— begin AVAILABLE DATA —

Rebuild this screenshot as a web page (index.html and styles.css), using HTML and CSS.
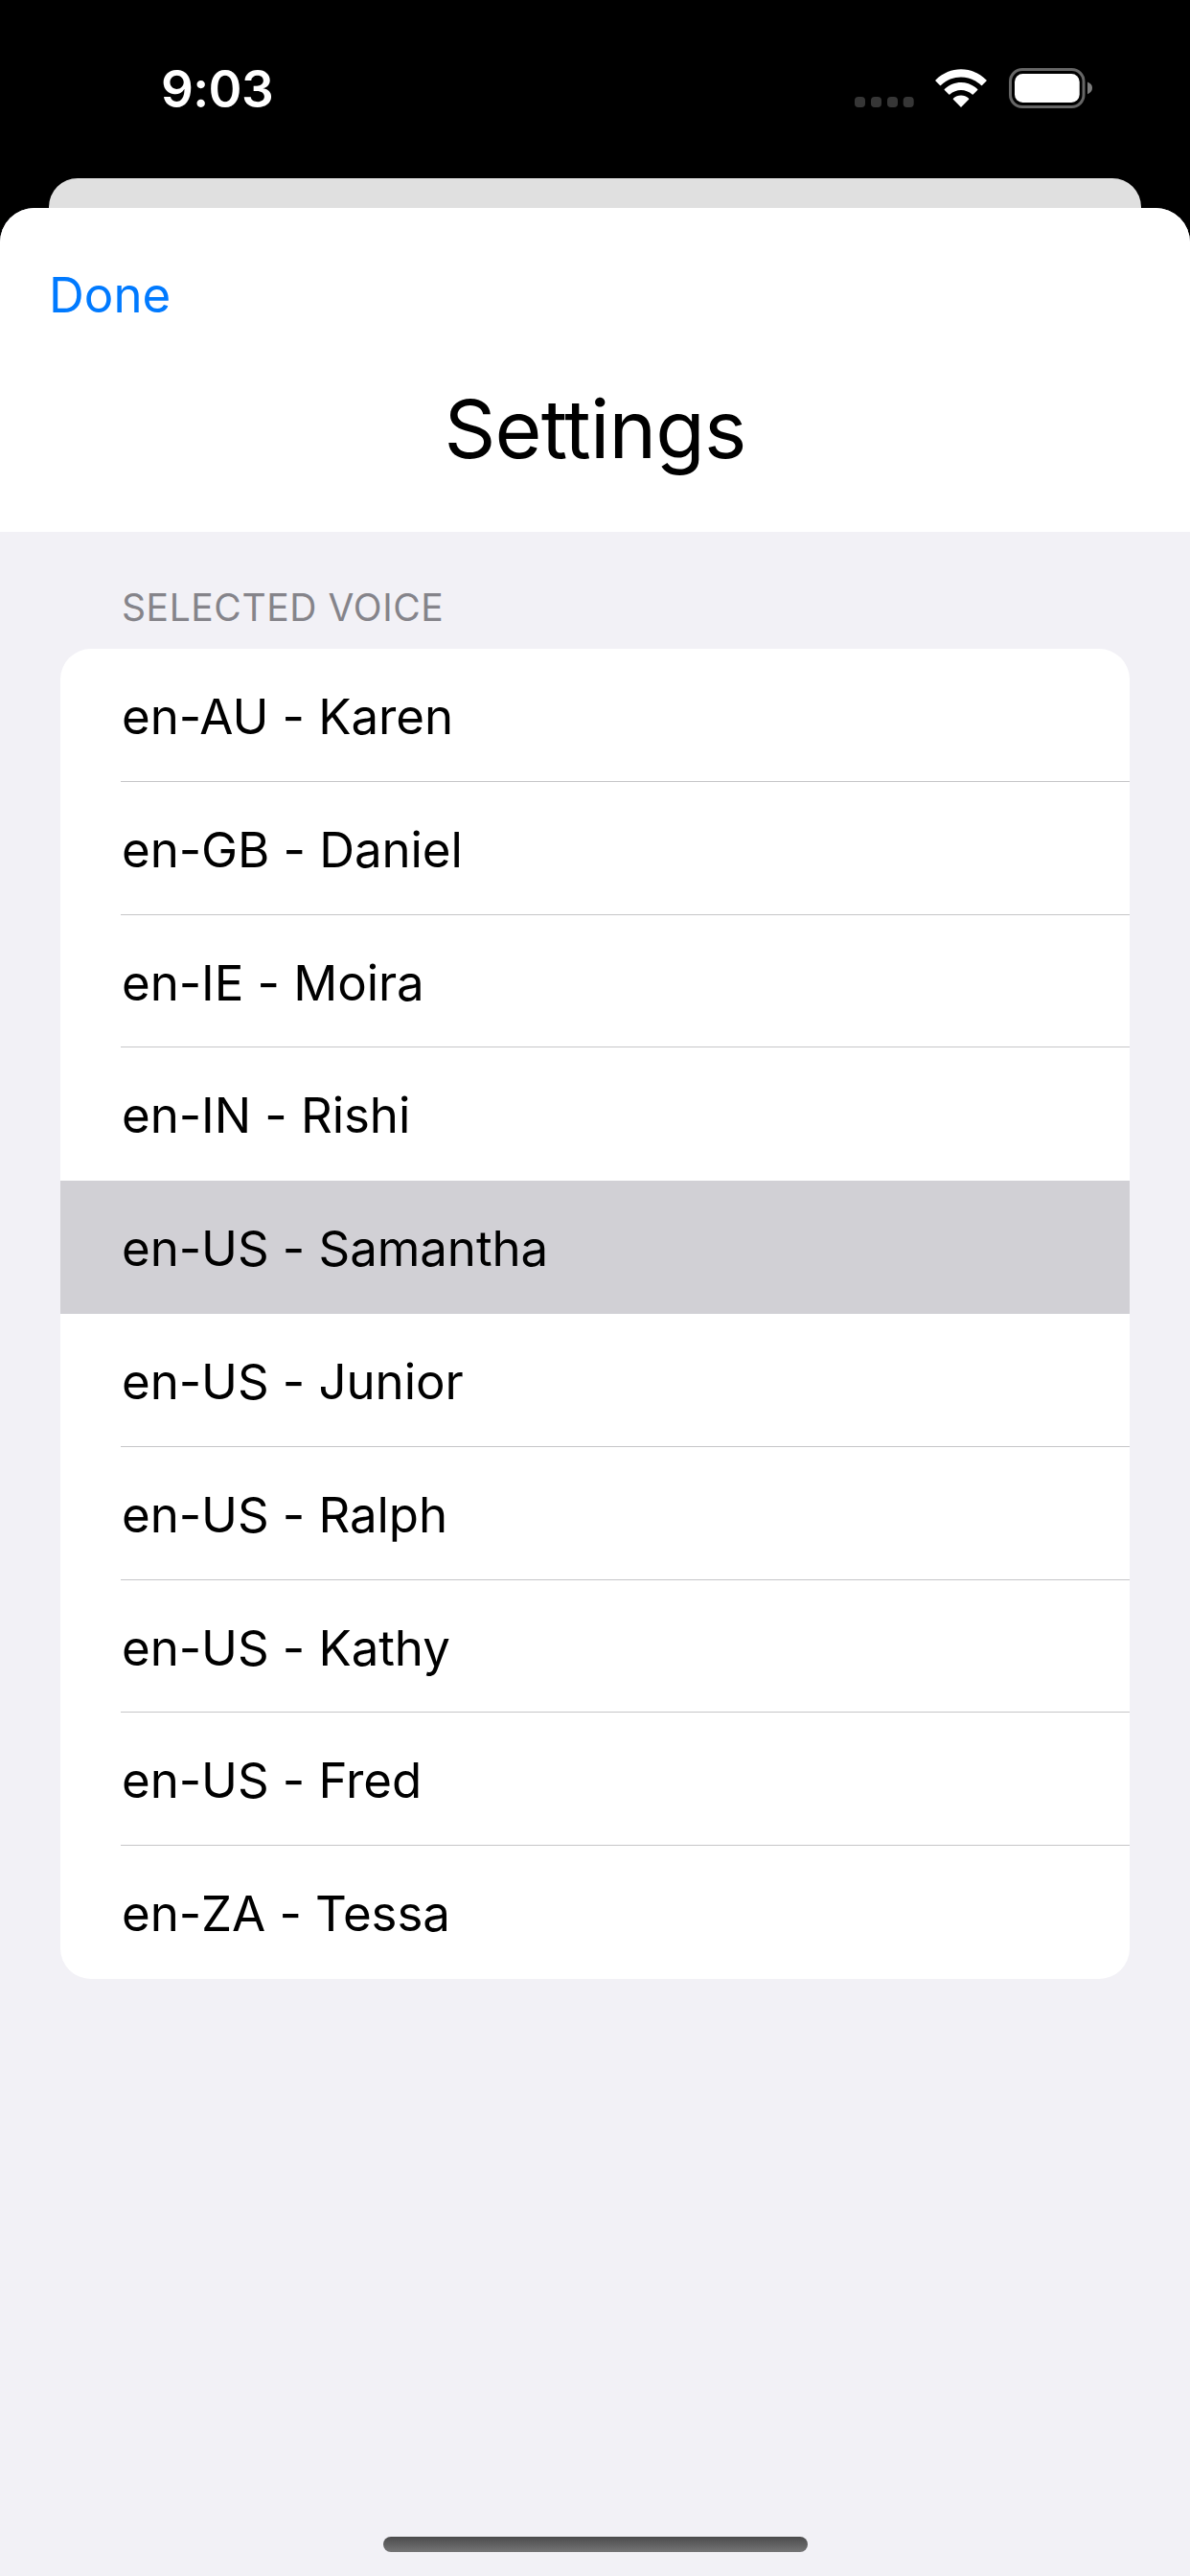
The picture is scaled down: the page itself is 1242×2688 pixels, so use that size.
FILE: index.html
```html
<!DOCTYPE html>
<html lang="en">
<head>
<meta charset="utf-8">
<title>Settings</title>
<link rel="stylesheet" href="styles.css">
</head>
<body>
<div class="screen">
  <header class="status">
    <span class="time">9:03</span>
    <div class="indicators">
      <svg class="dots" width="62" height="12" viewBox="0 0 62 12" fill="#363636"><rect width="11" height="11" rx="4"/><rect x="17" width="11" height="11" rx="4"/><rect x="34" width="11" height="11" rx="4"/><rect x="50.700" width="11" height="11" rx="4"/></svg>
      <svg class="wifi" width="54" height="41" viewBox="0 0 54 41" fill="#fff"><path d="M.5 11.500C15.500-3.500 38.500-3.500 53.500 11.500Q54 12 53.500 12.500L49 17Q48.500 17.500 48 17C36 5.800 18 5.800 6 17Q5.500 17.500 5 17L.5 12.500Q0 12 .5 11.500Z"/><path d="M9.800 21C19.500 11.500 34.500 11.500 44.200 21Q44.700 21.500 44.200 22L39.700 26.500Q39.200 27 38.700 26.500C32 20.500 22 20.500 15.300 26.500Q14.800 27 14.300 26.500L9.800 22Q9.300 21.500 9.800 21Z"/><path d="M18.900 30.700C23.500 26.500 30.500 26.500 35.100 30.700Q35.600 31.200 35.100 31.700L27.500 39.500Q27 40 26.500 39.500L18.900 31.700Q18.400 31.200 18.900 30.700Z"/></svg>
      <svg class="battery" width="88" height="42" viewBox="0 0 88 42"><rect x="1.500" y="1.500" width="76.500" height="39" rx="12.500" fill="none" stroke="#666" stroke-width="3"/><rect x="6" y="6" width="67.700" height="30" rx="8.500" fill="#fff"/><path d="M82 14.500Q87 16.500 87 20.800T82 27.200Z" fill="#7d7d7d"/></svg>
    </div>
  </header>
  <div class="back-sheet"></div>
  <main class="sheet">
    <nav class="top">
      <a class="done">Done</a>
      <h1 class="title">Settings</h1>
    </nav>
    <section class="content">
      <h2 class="label">SELECTED VOICE</h2>
      <ul class="voices">
        <li class="voice">en-AU - Karen</li>
        <li class="voice">en-GB - Daniel</li>
        <li class="voice">en-IE - Moira</li>
        <li class="voice plain">en-IN - Rishi</li>
        <li class="voice selected">en-US - Samantha</li>
        <li class="voice">en-US - Junior</li>
        <li class="voice">en-US - Ralph</li>
        <li class="voice">en-US - Kathy</li>
        <li class="voice">en-US - Fred</li>
        <li class="voice plain">en-ZA - Tessa</li>
      </ul>
    </section>
    <div class="home"></div>
  </main>
</div>
</body>
</html>
```
FILE: styles.css
```css
* { box-sizing: border-box; }
body { margin: 0; background: #000; font-family: Inter, "Liberation Sans", sans-serif; }
.screen { width: 1242px; height: 2688px; display: flex; flex-direction: column; background: #000; overflow: hidden; }
.status { height: 186px; flex: none; display: flex; justify-content: space-between; align-items: flex-start; padding: 61px 102px 0 168px; }
.time { color: #fff; font-size: 53px; font-weight: 600; line-height: 64px; letter-spacing: -0.6px; }
.indicators { display: flex; align-items: flex-start; padding-top: 10px; margin-right: -1px; }
.dots { margin: 30px 22px 0 0; }
.wifi { margin: 1px 23px 0 0; }
.back-sheet { height: 72px; flex: none; margin: 0 51px -41px; border-radius: 30px 30px 0 0; background: #e0e0e0; }
.sheet { flex: 1; display: flex; flex-direction: column; border-radius: 36px 36px 0 0; background: #f2f1f6; overflow: hidden; }
.top { height: 338px; flex: none; padding-top: 60px; background: #fff; }
.done { display: block; padding-left: 51px; font-size: 51px; line-height: 62px; color: #007aff; }
.title { margin: 58px 0 0; font-size: 84px; font-weight: 400; line-height: 102px; text-align: center; color: #000; letter-spacing: -0.8px; }
.content { flex: 1; padding: 55px 63px 0; }
.label { margin: 0; padding-left: 64px; height: 67px; font-size: 39px; font-weight: 400; line-height: 48px; color: #85848a; letter-spacing: 0.6px; }
.voices { margin: 0; padding: 0; list-style: none; background: #fff; border-radius: 32px; overflow: hidden; }
.voice { height: 138.800px; padding-left: 64px; font-size: 51px; line-height: 142px; color: #000; letter-spacing: -0.08px; background: linear-gradient(#c6c6c8, #c6c6c8) 63px 100% / 100% 1px no-repeat; }
.plain { background: none; }
.selected { background: #d1d0d5; }
.home { width: 443px; height: 16px; flex: none; margin: 0 auto 25px; border-radius: 8px; background: linear-gradient(#4b4b4c, #757576); }
```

— end AVAILABLE DATA —

EXERCISE DIRECTIONS:
Repeat the material above in full and exactly, omitting the pictures.

WRITTEN REPLY:
Rebuild this screenshot as a web page (index.html and styles.css), using HTML and CSS.
The picture is scaled down: the page itself is 1242×2688 pixels, so use that size.
FILE: index.html
```html
<!DOCTYPE html>
<html lang="en">
<head>
<meta charset="utf-8">
<title>Settings</title>
<link rel="stylesheet" href="styles.css">
</head>
<body>
<div class="screen">
  <header class="status">
    <span class="time">9:03</span>
    <div class="indicators">
      <svg class="dots" width="62" height="12" viewBox="0 0 62 12" fill="#363636"><rect width="11" height="11" rx="4"/><rect x="17" width="11" height="11" rx="4"/><rect x="34" width="11" height="11" rx="4"/><rect x="50.700" width="11" height="11" rx="4"/></svg>
      <svg class="wifi" width="54" height="41" viewBox="0 0 54 41" fill="#fff"><path d="M.5 11.500C15.500-3.500 38.500-3.500 53.500 11.500Q54 12 53.500 12.500L49 17Q48.500 17.500 48 17C36 5.800 18 5.800 6 17Q5.500 17.500 5 17L.5 12.500Q0 12 .5 11.500Z"/><path d="M9.800 21C19.500 11.500 34.500 11.500 44.200 21Q44.700 21.500 44.200 22L39.700 26.500Q39.200 27 38.700 26.500C32 20.500 22 20.500 15.300 26.500Q14.800 27 14.300 26.500L9.800 22Q9.300 21.500 9.800 21Z"/><path d="M18.900 30.700C23.500 26.500 30.500 26.500 35.100 30.700Q35.600 31.200 35.100 31.700L27.500 39.500Q27 40 26.500 39.500L18.900 31.700Q18.400 31.200 18.900 30.700Z"/></svg>
      <svg class="battery" width="88" height="42" viewBox="0 0 88 42"><rect x="1.500" y="1.500" width="76.500" height="39" rx="12.500" fill="none" stroke="#666" stroke-width="3"/><rect x="6" y="6" width="67.700" height="30" rx="8.500" fill="#fff"/><path d="M82 14.500Q87 16.500 87 20.800T82 27.200Z" fill="#7d7d7d"/></svg>
    </div>
  </header>
  <div class="back-sheet"></div>
  <main class="sheet">
    <nav class="top">
      <a class="done">Done</a>
      <h1 class="title">Settings</h1>
    </nav>
    <section class="content">
      <h2 class="label">SELECTED VOICE</h2>
      <ul class="voices">
        <li class="voice">en-AU - Karen</li>
        <li class="voice">en-GB - Daniel</li>
        <li class="voice">en-IE - Moira</li>
        <li class="voice plain">en-IN - Rishi</li>
        <li class="voice selected">en-US - Samantha</li>
        <li class="voice">en-US - Junior</li>
        <li class="voice">en-US - Ralph</li>
        <li class="voice">en-US - Kathy</li>
        <li class="voice">en-US - Fred</li>
        <li class="voice plain">en-ZA - Tessa</li>
      </ul>
    </section>
    <div class="home"></div>
  </main>
</div>
</body>
</html>
```
FILE: styles.css
```css
* { box-sizing: border-box; }
body { margin: 0; background: #000; font-family: Inter, "Liberation Sans", sans-serif; }
.screen { width: 1242px; height: 2688px; display: flex; flex-direction: column; background: #000; overflow: hidden; }
.status { height: 186px; flex: none; display: flex; justify-content: space-between; align-items: flex-start; padding: 61px 102px 0 168px; }
.time { color: #fff; font-size: 53px; font-weight: 600; line-height: 64px; letter-spacing: -0.6px; }
.indicators { display: flex; align-items: flex-start; padding-top: 10px; margin-right: -1px; }
.dots { margin: 30px 22px 0 0; }
.wifi { margin: 1px 23px 0 0; }
.back-sheet { height: 72px; flex: none; margin: 0 51px -41px; border-radius: 30px 30px 0 0; background: #e0e0e0; }
.sheet { flex: 1; display: flex; flex-direction: column; border-radius: 36px 36px 0 0; background: #f2f1f6; overflow: hidden; }
.top { height: 338px; flex: none; padding-top: 60px; background: #fff; }
.done { display: block; padding-left: 51px; font-size: 51px; line-height: 62px; color: #007aff; }
.title { margin: 58px 0 0; font-size: 84px; font-weight: 400; line-height: 102px; text-align: center; color: #000; letter-spacing: -0.8px; }
.content { flex: 1; padding: 55px 63px 0; }
.label { margin: 0; padding-left: 64px; height: 67px; font-size: 39px; font-weight: 400; line-height: 48px; color: #85848a; letter-spacing: 0.6px; }
.voices { margin: 0; padding: 0; list-style: none; background: #fff; border-radius: 32px; overflow: hidden; }
.voice { height: 138.800px; padding-left: 64px; font-size: 51px; line-height: 142px; color: #000; letter-spacing: -0.08px; background: linear-gradient(#c6c6c8, #c6c6c8) 63px 100% / 100% 1px no-repeat; }
.plain { background: none; }
.selected { background: #d1d0d5; }
.home { width: 443px; height: 16px; flex: none; margin: 0 auto 25px; border-radius: 8px; background: linear-gradient(#4b4b4c, #757576); }
```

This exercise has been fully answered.